CURRENT MARKET/INDUSTRY TRENDS

  • Record high order book being seen by Major players
  • Strong demand in US and Latin America
  • Russian trade being scaled back by European and US players
  • Energy shortage, materials, labour and logistics shortage
    See more from Bekaert 2022 H1 Results

BARRIERS TO ENTRY

  • High-end applications in Steel Wire Ropes are mission critical - there can be no compromise on quality - say elevators, cranes, mining etc., as it can lead to accidents, loss of human lives. Very strict technical criteria, strict adherence to replacement cycles. New Vendor approval cycles are > 3-5 years. Besides Sales Contracts have in-built product-liability claims which need $Million insurance covers. Customers are generally very wary of bringing in new vendors. Extract from a competitor below:

  • Exclusive Dealers/Company-Owned Distributor /Warehousing set-up is probably unique to Usha Martin in this industry. An under-appreciated key strength for UM. This has been built up incrementally over last 40-60 years and is very hard/costly to replicate for any new entrant or even larger incumbents. Huge number of SKU/Inventory Management for Replacement Market is another big entry barrier to being close to the customer, servicing them efficiently and cost-competitively

  • Unit cost is a fraction of total product cost (wire rope cost vs lift/crane cost, say). Once product is entrenched, customer has little incentive to switch

  • No new player has been able to emerge and establish itself in the market for past 5-6 decades. There have been many who tried (domestically and globally) but have not been able to make a dent, sustain operations, and/or challenge incumbents significantly


BUSINESS MODEL (how does UM make money/win in the marketplace)

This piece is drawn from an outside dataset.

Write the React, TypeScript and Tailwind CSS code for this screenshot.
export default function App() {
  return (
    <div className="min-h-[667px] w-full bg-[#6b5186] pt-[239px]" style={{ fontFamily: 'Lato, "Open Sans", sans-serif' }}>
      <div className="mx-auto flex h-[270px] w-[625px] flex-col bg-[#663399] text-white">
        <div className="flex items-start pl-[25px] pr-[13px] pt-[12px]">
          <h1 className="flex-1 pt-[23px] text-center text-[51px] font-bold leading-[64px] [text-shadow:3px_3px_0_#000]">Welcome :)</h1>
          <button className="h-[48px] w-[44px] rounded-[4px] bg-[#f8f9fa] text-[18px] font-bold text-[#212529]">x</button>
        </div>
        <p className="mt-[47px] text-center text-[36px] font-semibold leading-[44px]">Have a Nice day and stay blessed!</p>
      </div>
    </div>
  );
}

  • Customised applications design, long-gestation approval process for high-end applications (4+ years)
  • Replacement Market contributes 70-75% Sales (cyclicality hedged)
  • Unmatched distribution strength (India) and in most important export markets
  • Low-volumes, large no of SKUs, high inventory-carrying costs (highly skilled folks/operations required to manage efficiently)
  • High entry barriers
  • Huge cost competitiveness (on RM, labour, energy costs, SKU management)
  • Growth primarily from gaining market share from large incumbents for foreseeable future
  • Ability (also seen to be seizing string of high-end opportunities) for product mix shift/steep value-migration curve - 2-3x normal EBITDA in near term
  • Low Incremental Fixed Capital Intensity, Sizeable Free Cash Flow generator

INTERESTING VIEWPOINTS

  • US market opportunities (hitherto virgin for UM) has now opened up for Usha Martin with BBRG closing Canada factory and shifting/consolidating Ropes platform in US (time required to shift - 9-12 months?)

  • Russian Market Opening up - Earlier Russia was importing (from EU/US) lots of high-end ropes particularly for mining and crane ropes but now with sanctions in place they are unable to do so, and UM is reportedly getting lot of enquiries. Expected to yield good results in next 2-3 years as Russia is another big market

  • As Oil prices move from $70-$100 levels, it has been seen lot new investments and new opportunities start coming in both on-shore and off-shore oil rigs. Actual Investments take time to fructify but UM has seen lot of enquiries and pipeline growing significantly in last 6 months. If Oil sustains above $100, UM sees strong uptick in Oil & Gas segment business for 2years plus.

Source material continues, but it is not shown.